Your Kafka cluster is running fine until someone asks for temporary access to production topics at 2 a.m. Then, chaos. You scramble through ACLs, service accounts, and half-forgotten scripts. It is the classic DevOps caffeine alert: secure identity versus urgent access. Kafka OneLogin integration exists to kill that problem quietly.
Kafka handles message streams at scale. OneLogin handles identity at scale. Together, they decide who is allowed to read, write, or manage events flowing through your platform. Instead of juggling passwords, tokens, and manual provisioning, you map users and groups right from your identity provider. Every offset commit and topic update now ties directly to a verified person, not a mystery credential that aged out six months ago.
The logic is simple but powerful. OneLogin serves as the source of truth for user identities. Kafka consumes that truth through authentication hooks and Role-Based Access Control (RBAC) mapping. Session tokens ride in with short lifetimes, which keeps ephemeral access actually ephemeral. Logs become audit trails instead of puzzles. When someone leaves the company, their access to Kafka disappears instantly because OneLogin already revoked it.
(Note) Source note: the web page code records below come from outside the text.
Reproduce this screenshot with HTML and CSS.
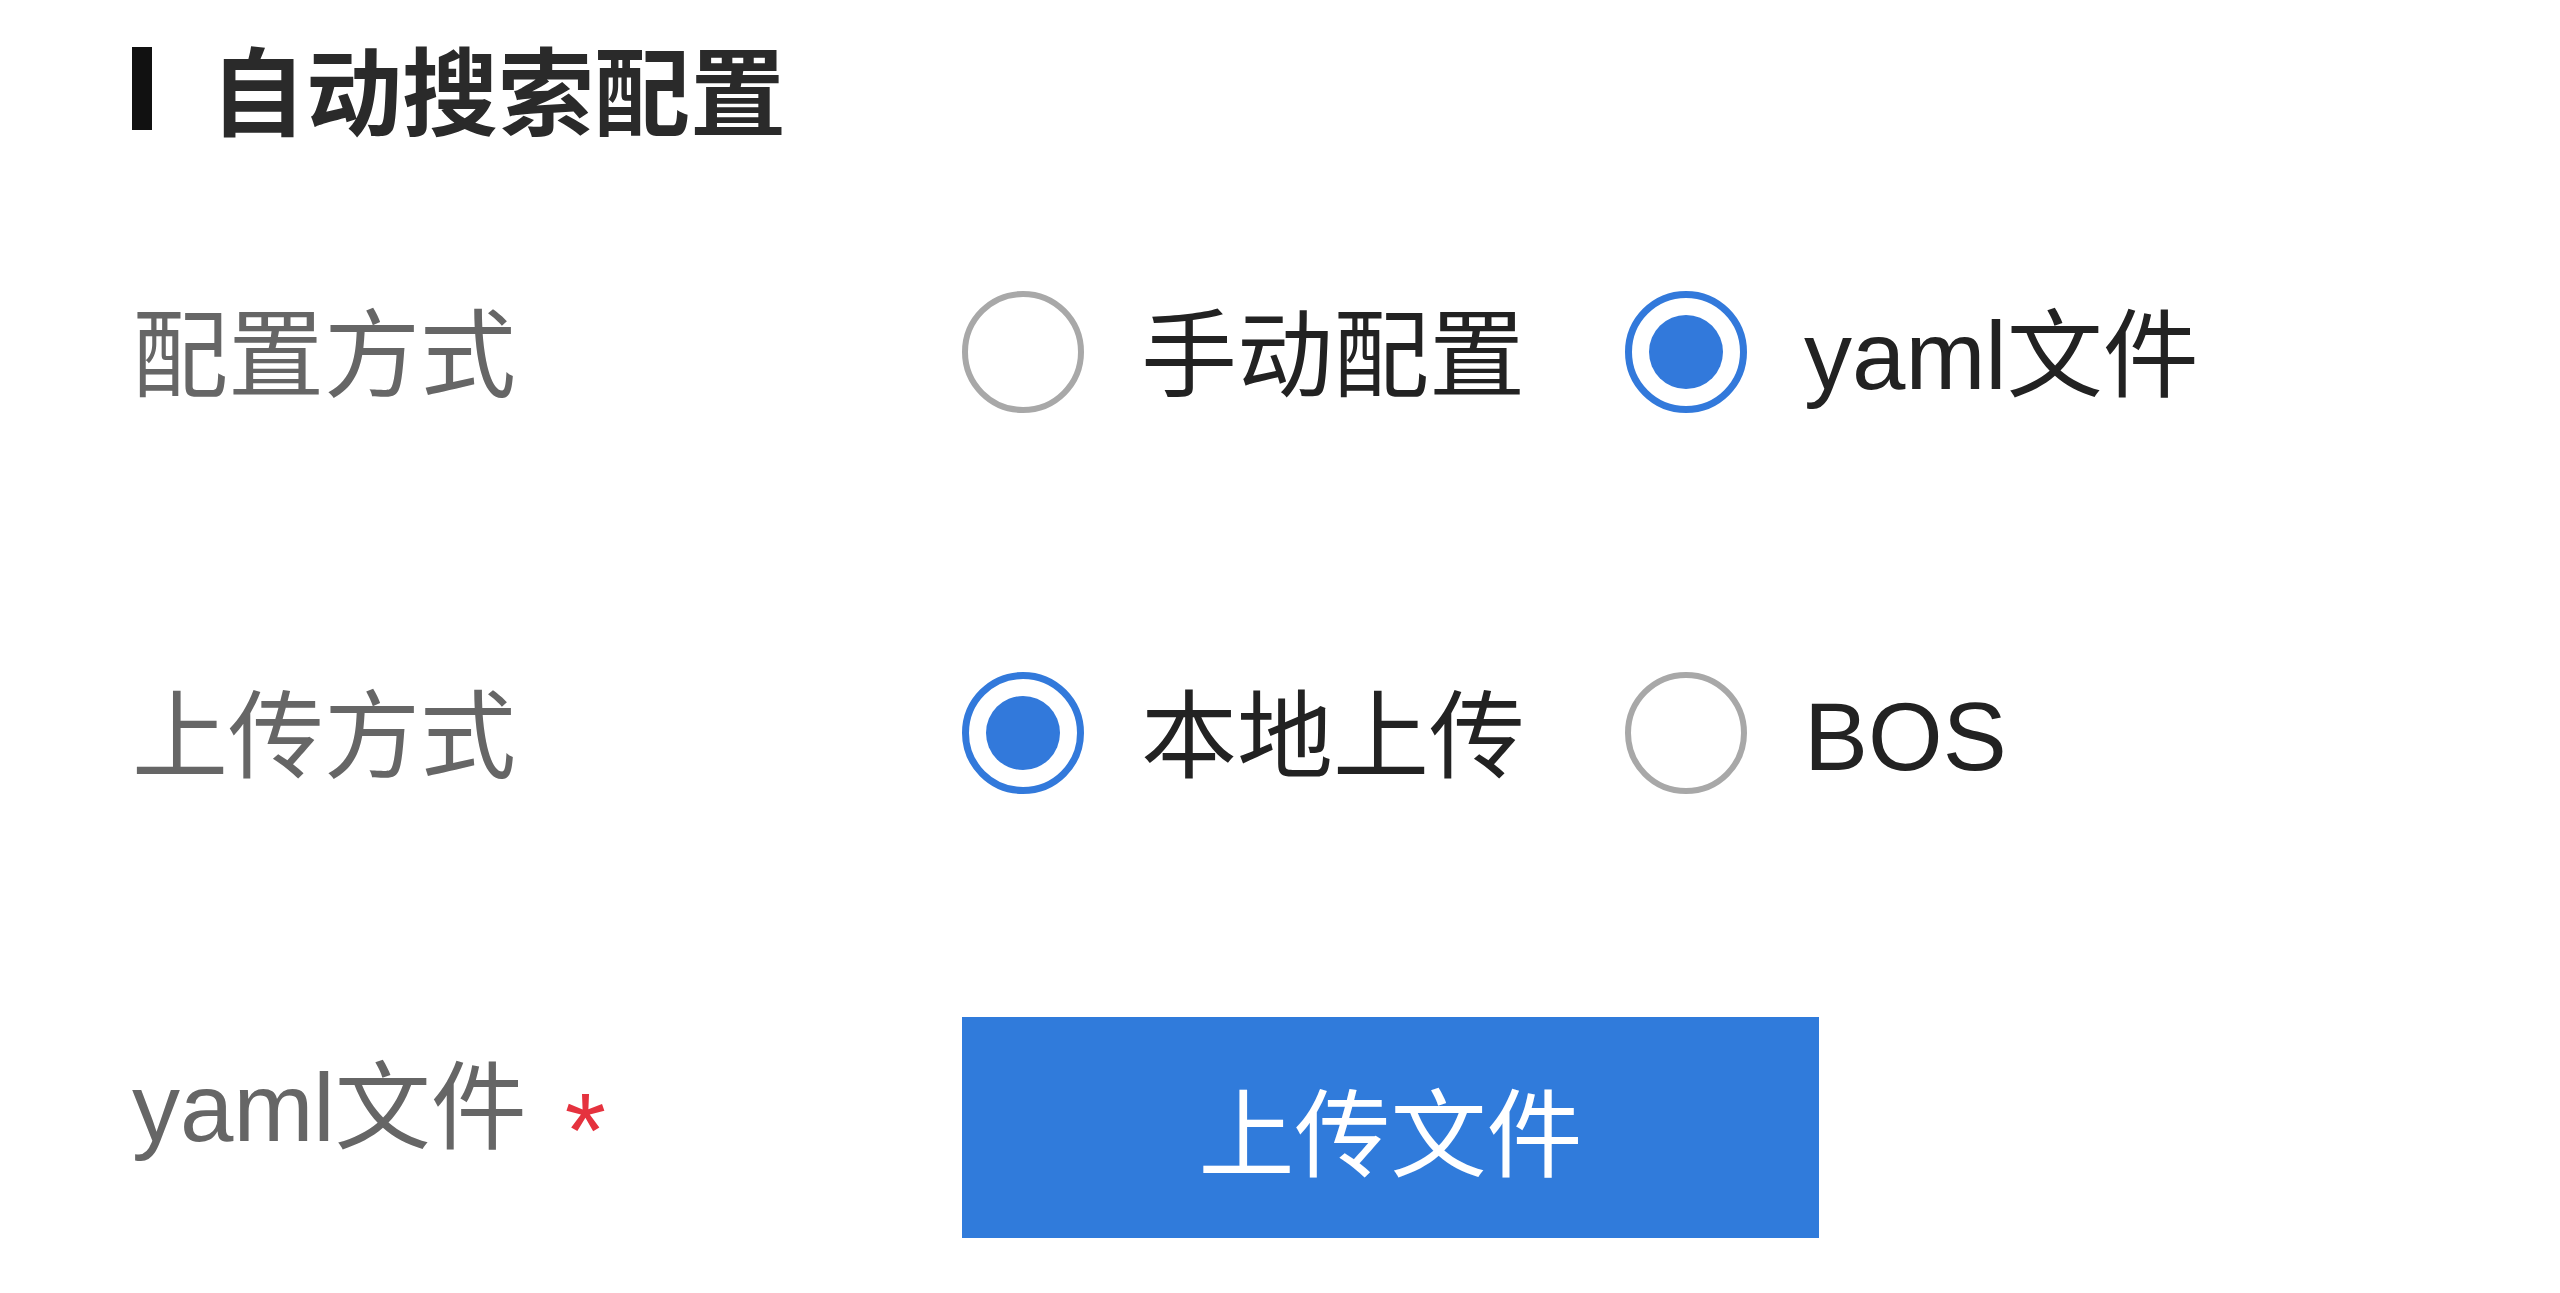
FILE: index.html
```html
<!DOCTYPE html>
<html lang="zh-CN">
<head>
<meta charset="utf-8">
<title>自动搜索配置</title>
<link rel="stylesheet" href="styles.css">
</head>
<body>
<div class="page">
  <div class="section-title">
    <span class="title-bar"></span>
    <span class="title-text">自动搜索配置</span>
  </div>

  <div class="form-row row-1">
    <div class="form-label">配置方式</div>
    <div class="form-control">
      <label class="radio-item">
        <span class="radio"></span>
        <span class="radio-text">手动配置</span>
      </label>
      <label class="radio-item">
        <span class="radio checked"></span>
        <span class="radio-text">yaml文件</span>
      </label>
    </div>
  </div>

  <div class="form-row row-2">
    <div class="form-label">上传方式</div>
    <div class="form-control">
      <label class="radio-item">
        <span class="radio checked"></span>
        <span class="radio-text">本地上传</span>
      </label>
      <label class="radio-item">
        <span class="radio"></span>
        <span class="radio-text">BOS</span>
      </label>
    </div>
  </div>

  <div class="form-row row-3">
    <div class="form-label label-required">yaml文件<span class="required">*</span></div>
    <div class="form-control">
      <button class="upload-btn" type="button">上传文件</button>
    </div>
  </div>
</div>
</body>
</html>
```

FILE: styles.css
```css
html, body {
  margin: 0;
  padding: 0;
  background: #ffffff;
}

body {
  font-family: "Liberation Sans", "Noto Sans CJK SC", sans-serif;
  font-size: 96px;
  color: #222222;
}

.page {
  padding-left: 132px;
  display: flex;
  flex-direction: column;
}

.section-title {
  height: 180px;
  display: flex;
  align-items: center;
}

.title-bar {
  width: 20px;
  height: 83px;
  background: #111111;
  margin-top: -4px;
}

.title-text {
  margin-left: 58px;
  padding-top: 10px;
  font-weight: bold;
  color: #2a2a2a;
  line-height: 1;
}

.form-row {
  display: flex;
  align-items: center;
}

.row-1 {
  height: 344px;
}

.row-2 {
  height: 418px;
}

.row-3 {
  margin-top: 75px;
  height: 221px;
}

.form-label {
  width: 830px;
  flex: none;
  color: #666666;
  line-height: 1;
  padding-top: 8px;
}

.label-required {
  padding-top: 0;
  padding-bottom: 12px;
}

.required {
  color: #e5323e;
  margin-left: 38px;
  font-size: 106px;
  vertical-align: -26px;
}

.form-control {
  display: flex;
  align-items: center;
}

.radio-item {
  display: flex;
  align-items: center;
  margin-right: 100px;
}

.radio {
  box-sizing: border-box;
  width: 122px;
  height: 122px;
  border-radius: 50%;
  border: 6px solid #a8a8a8;
  display: flex;
  align-items: center;
  justify-content: center;
  flex: none;
}

.radio.checked {
  border: 7px solid #3279db;
}

.radio.checked::after {
  content: "";
  width: 74px;
  height: 74px;
  border-radius: 50%;
  background: #3279db;
}

.radio-text {
  margin-left: 57px;
  padding-top: 8px;
  color: #222222;
  line-height: 1;
}

.upload-btn {
  box-sizing: border-box;
  width: 857px;
  height: 221px;
  border: none;
  background: #307bdb;
  color: #ffffff;
  font-family: "Liberation Sans", "Noto Sans CJK SC", sans-serif;
  font-size: 96px;
  padding: 0;
  margin: 0;
}
```
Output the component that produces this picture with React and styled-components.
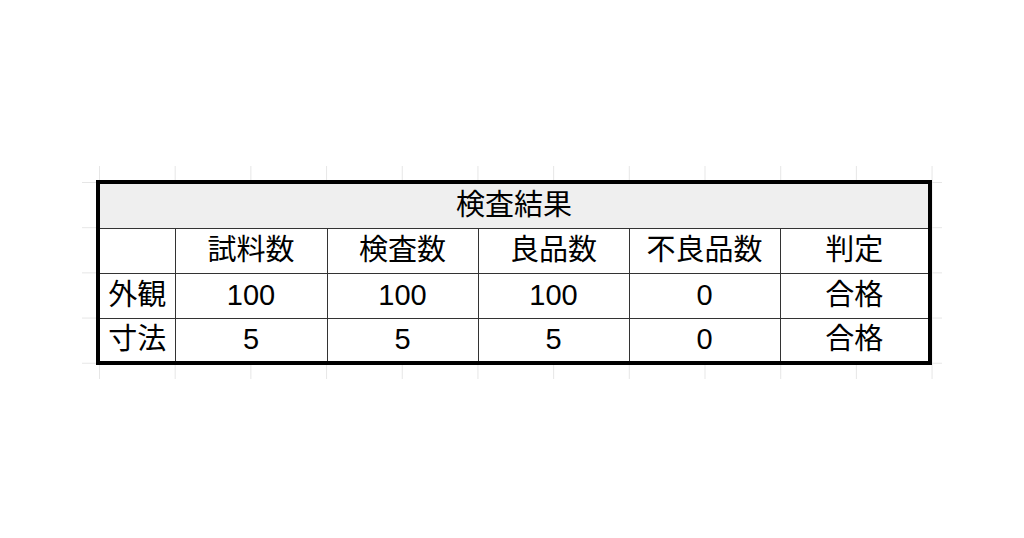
import React from 'react';
import styled, { createGlobalStyle } from 'styled-components';

const GlobalStyle = createGlobalStyle`
  html, body {
    margin: 0;
    padding: 0;
    background: #ffffff;
  }
  body {
    font-family: "Liberation Sans", "Noto Sans CJK JP", sans-serif;
    color: #000;
  }
`;

const Page = styled.div`
  width: 1024px;
  height: 538px;
  box-sizing: border-box;
  padding: 166px 0 0 82px;
  background: #ffffff;
`;

// faint spreadsheet gridlines peeking out around the table
const Sheet = styled.div`
  display: inline-block;
  padding: 14px 10px 14px 14px;
  background-color: #ffffff;
  background-image:
    linear-gradient(to right, #e6e6e6 1px, transparent 1px),
    linear-gradient(to bottom, #e6e6e6 1px, transparent 1px);
  background-size: 75.7px 100%, 100% 45.2px;
  background-position: 17px 0, 0 16px;
`;

const Table = styled.table`
  border-collapse: collapse;
  table-layout: fixed;
  width: 836px;
  border: 4px solid #000;
  background: #fff;
  font-size: 29px;
  line-height: 1;
`;

const Row = styled.tr`
  height: ${p => p.$h || 45}px;
`;

const Cell = styled.td`
  border: 1px solid #333;
  text-align: center;
  vertical-align: middle;
  padding: 0;
  background: ${p => (p.$shade ? '#efefef' : '#ffffff')};
  white-space: nowrap;
`;

const cols = ['試料数', '検査数', '良品数', '不良品数', '判定'];
const rows = [
  { label: '外観', values: ['100', '100', '100', '0', '合格'] },
  { label: '寸法', values: ['5', '5', '5', '0', '合格'] },
];

export default function App() {
  return (
    <>
      <GlobalStyle />
      <Page>
        <Sheet>
          <Table>
            <colgroup>
              <col style={{ width: 77 }} />
              <col style={{ width: 152 }} />
              <col style={{ width: 151 }} />
              <col style={{ width: 151 }} />
              <col style={{ width: 151 }} />
              <col />
            </colgroup>
            <tbody>
              <Row $h={46}>
                <Cell colSpan={6} $shade>検査結果</Cell>
              </Row>
              <Row>
                <Cell />
                {cols.map(c => (
                  <Cell key={c}>{c}</Cell>
                ))}
              </Row>
              {rows.map(r => (
                <Row key={r.label}>
                  <Cell>{r.label}</Cell>
                  {r.values.map((v, i) => (
                    <Cell key={i}>{v}</Cell>
                  ))}
                </Row>
              ))}
            </tbody>
          </Table>
        </Sheet>
      </Page>
    </>
  );
}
Quick answer for searchers: To integrate Kafka and OneLogin, align group membership in OneLogin with Kafka’s RBAC policies. Use the SAML or OIDC connector to authenticate users, then issue scoped service accounts for non-human workloads. The result is single sign-on and instant deprovisioning across all Kafka resources.
If something breaks, it is usually token expiration or misaligned scopes. Keep lifetimes below eight hours. Always test from both ends; OneLogin logs show assertion status, Kafka logs show principal mapping. When both sides agree, the authentication handshake is ironclad.